Mandarin Language
Download
This chapter describes the linguistic resources included in the file
cmn.zip
of the lang
folder.
List of phonemes
Help is welcome to improve the quality of both Mandarin Chinese resources and of this documentation.
These resources are distributed without any warranty.
Consonant Plosives
SPPAS | IPA | Description | Examples |
---|---|---|---|
p | p | voiceless bilabial | 诐, 一把手 |
p_h | pʰ | voiceless bilabial aspirated | 仳, 伾, 佩 |
t | t | voiceless alveolar | 掉, 诋 |
t_h | tʰ | voiceless alveolar aspirated | 条心 |
k | k | voiceless velar | 诰, 仡 |
k_h | kʰ | voiceless velar aspirated | 丂, 亢 |
Consonant Fricatives
SPPAS | IPA | Description | Examples |
---|---|---|---|
f | f | voiceless labiodental | 访, 佱, 俘 |
s | s | voiceless alveolar | 诉, 偲 |
s` | ʂ | voiceless alveolar with retroflex hook | 识 说 |
z` | ʐ | voiced alveolar with retroflex hook | 儒, 入 |
S | ʃ | voiceless postalveolar | 厄, 呃 |
x | x | voiceless velar | 和, 和 |
ss | 笑, 咸 |
Consonant Nasals
SPPAS | IPA | Description | Examples |
---|---|---|---|
m | m | bilabial | 哤, 咩, 喵 |
n | n | alveolar | 噛, 哝, 咛 |
N | ŋ | voiced velar | 尝, 嚝, 嚷 |
Consonant Liquids
SPPAS | IPA | Description | Examples |
---|---|---|---|
l | l | alveolar lateral | 咾, 哢 |
Vowels
SPPAS | IPA | Description | Examples |
---|---|---|---|
a | a | open front unrounded | 垵, 奡, 壒, 墺, 埏 |
o | o | close-mid back rounded | 怄, 欧 |
e | e | close-mid front unrounded | A, 诶 |
i | i | close front unrounded | 〡, 㐆, 一 诒 |
i_d | i̪ | close front unrounded dental | 子, 孖 |
i` | ᶖ | close front unrounded retroflex | 估值, 似 |
u | u | close back rounded | 诬, 罔, 五 |
y | y | close front rounded | 诩, 语, 伝 |
@` | ᶕ | schwa with retroflex hook | 佴, 儿 |
Affricates
SPPAS | IPA | Description | Examples |
---|---|---|---|
ts | t͡s | voiceless alveolar | 孖, 字 |
tss | 讵, 讲 | ||
ts_h | t͡sʰ | voiceless alveolar aspirated | 䌽, 吹 |
ts` | voiceless alveolar retroflex hook | 证, 诊 | |
ts_h` | 串 吹 | ||
ts_hs | 诎, 㐤 |
Fillers
SPPAS | Description |
---|---|
laugh | laughter |
noise | noises, unintelligible speech |
dummy | un-transcribed speech |
Lexicons
All lexicons are (c) CNRS, Laboratoire Parole et Langage, Aix-en-Provence, France:
cmn.vocab
contains a list of 110k different words;cmn_num.repl
allows to convert numbers to their written form;cmn.repl
allows to convert symbols and abbreviations into a text form.

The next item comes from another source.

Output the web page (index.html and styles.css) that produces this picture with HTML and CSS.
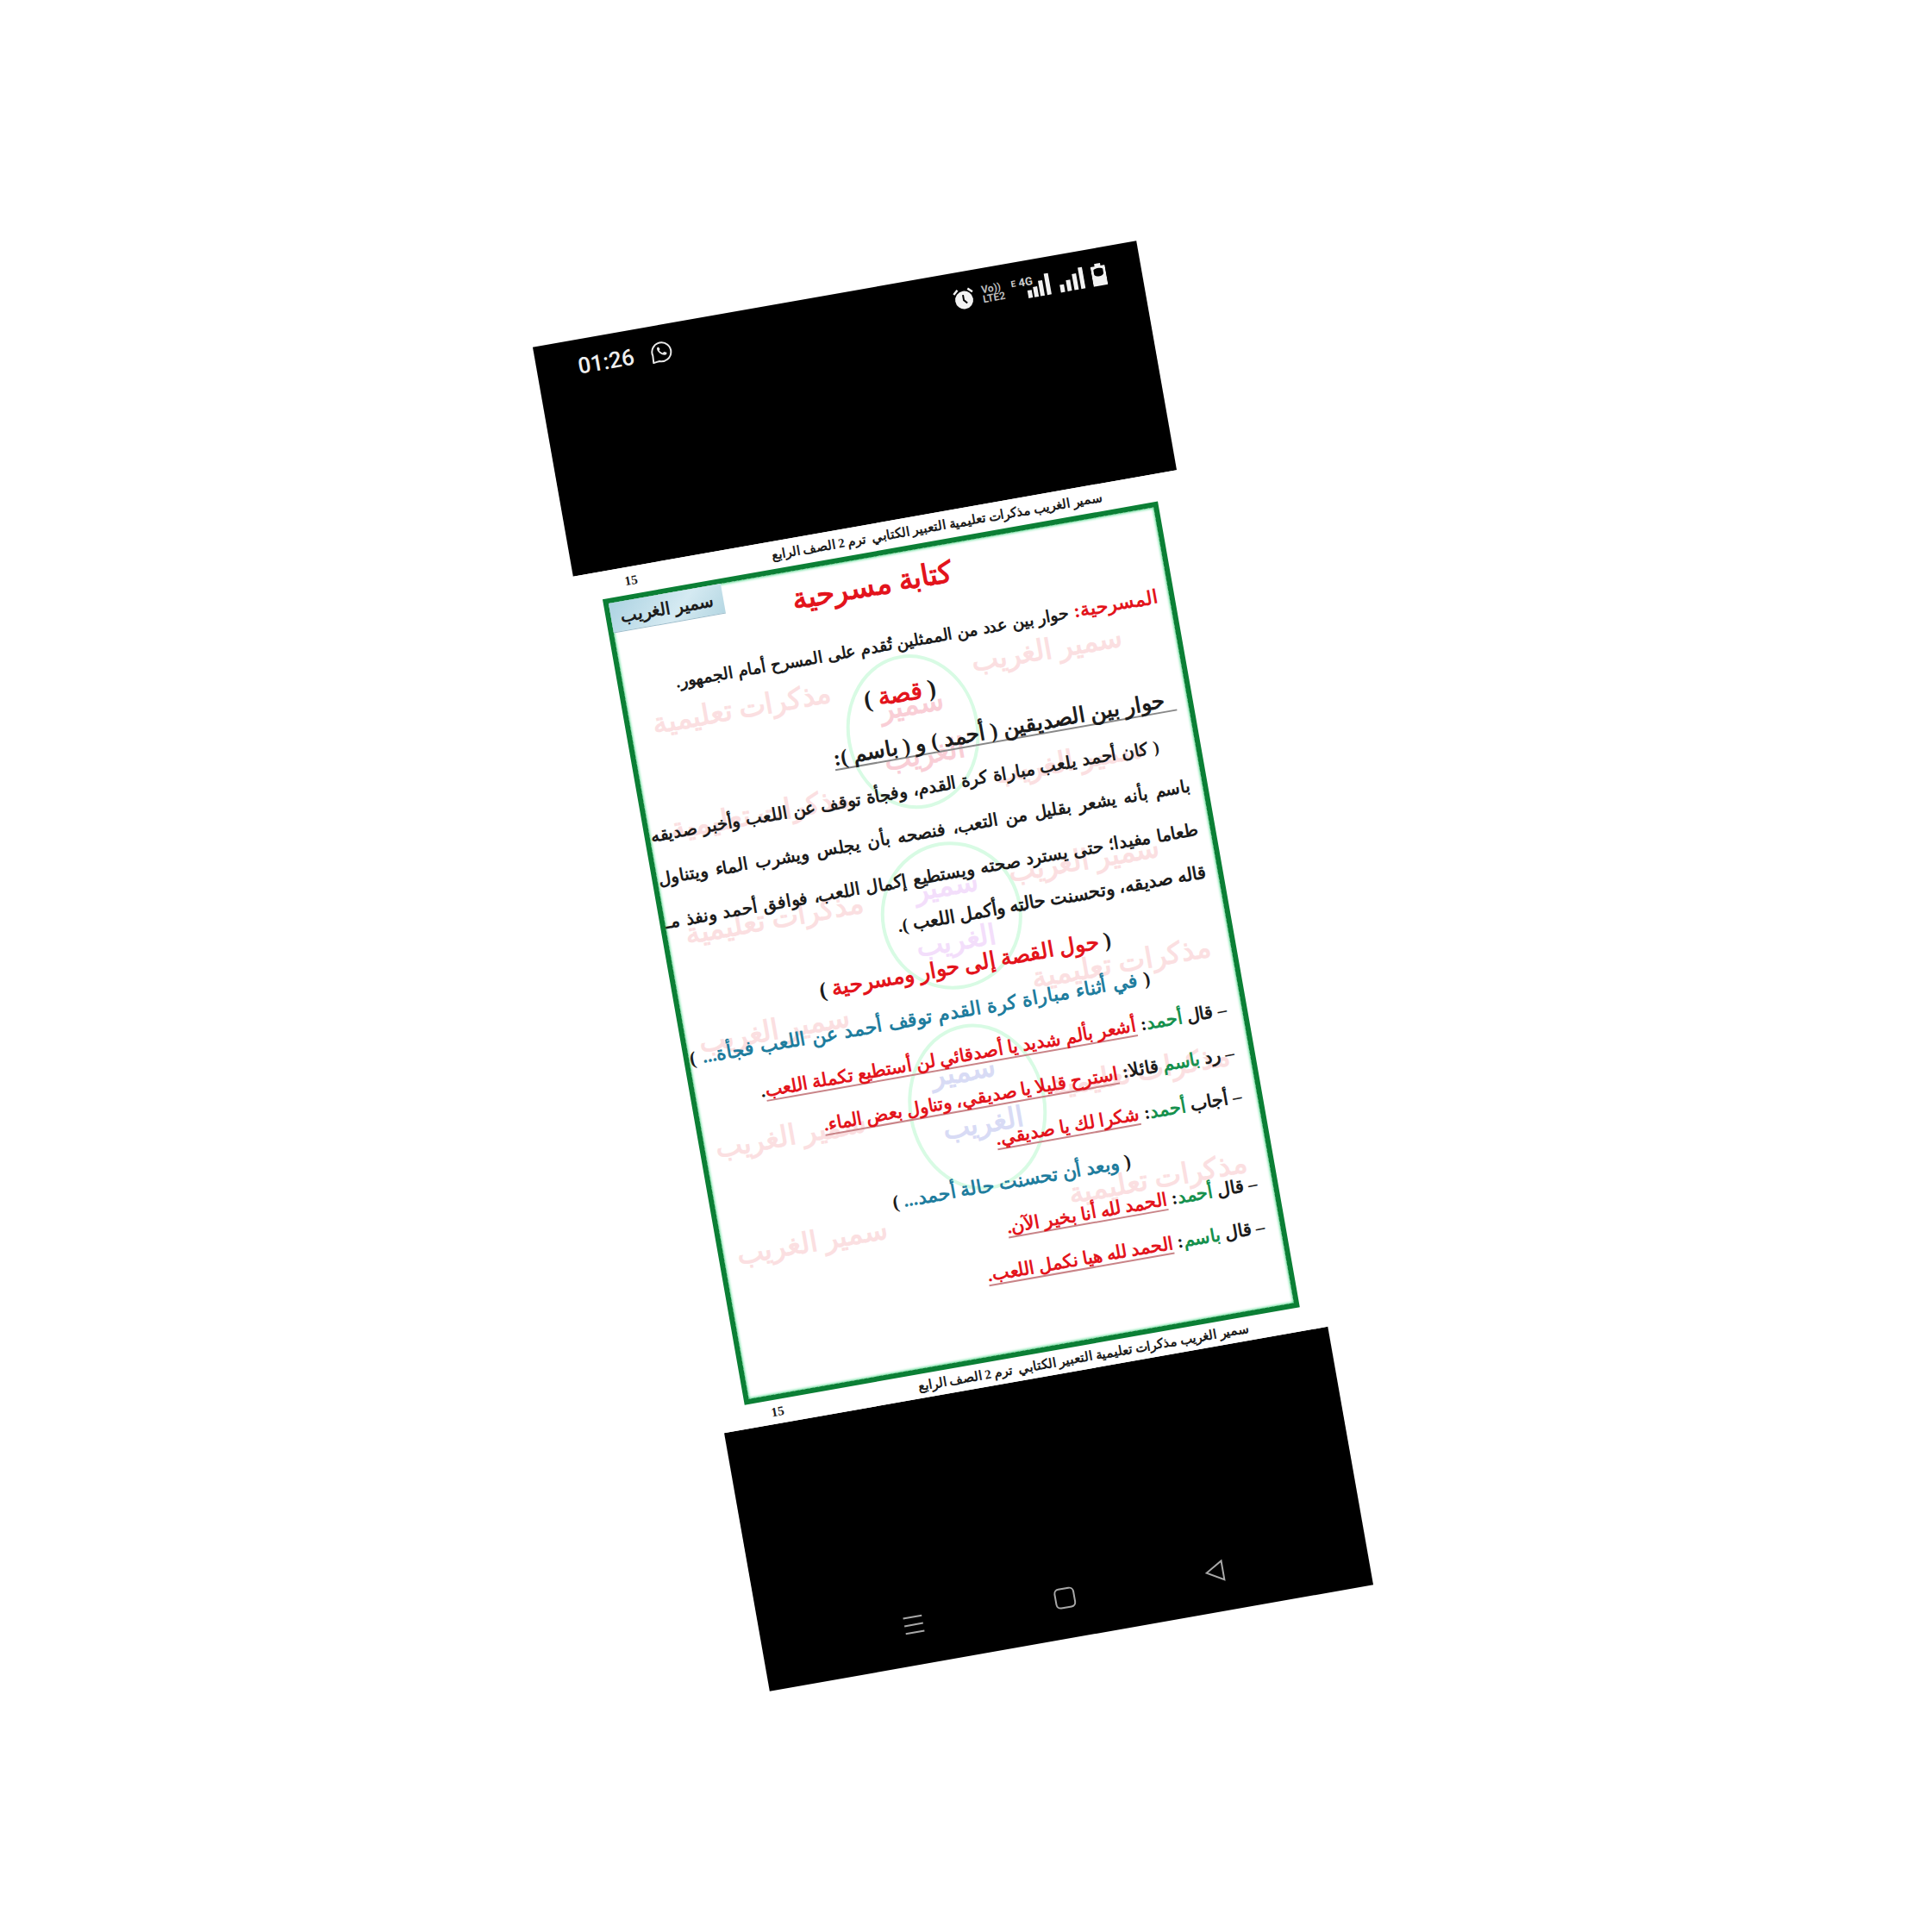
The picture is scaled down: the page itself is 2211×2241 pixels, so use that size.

All of them are distributed under the terms of the GNU General Public License.
Pronunciation dictionary
The pronunciation dictionary was manually created for the syllables by Zhi Na. We address special thanks to her for sharing her work.
It is distributed under the terms of the GNU General Public License.
Acoustic model
The acoustic model was created by Brigitte Bigi from 2 corpora: the first one at Shanghai by Zhi Na, and another one by Hongwei Ding. We address special thanks to hers for giving us access to their data. Both recordings are a Chinese version of the Eurom1 corpus. See the following publication for details:
Daniel Hirst, Brigitte Bigi, Hyongsil Cho, Hongwei Ding, Sophie Herment, Ting Wang (2013). Building OMProDat: an open multilingual prosodic database, Proceedings of Tools ans Resources for the Analysis of Speech Prosody, Aix-en-Provence, France, Eds B. Bigi and D. Hirst, ISBN: 978-2-7466-6443-2, pp. 11-14.
Notice that the current model was trained from a very small amount of data: this will impact on the results. Do not expect to get good performances for the automatic alignment.
More Mandarin Chinese data are welcome! Because more data implies a better acoustic model then better alignments…
The model is distributed under the terms of the Creative Commons Attribution-NonCommercial-ShareAlike 4.0 International Public License.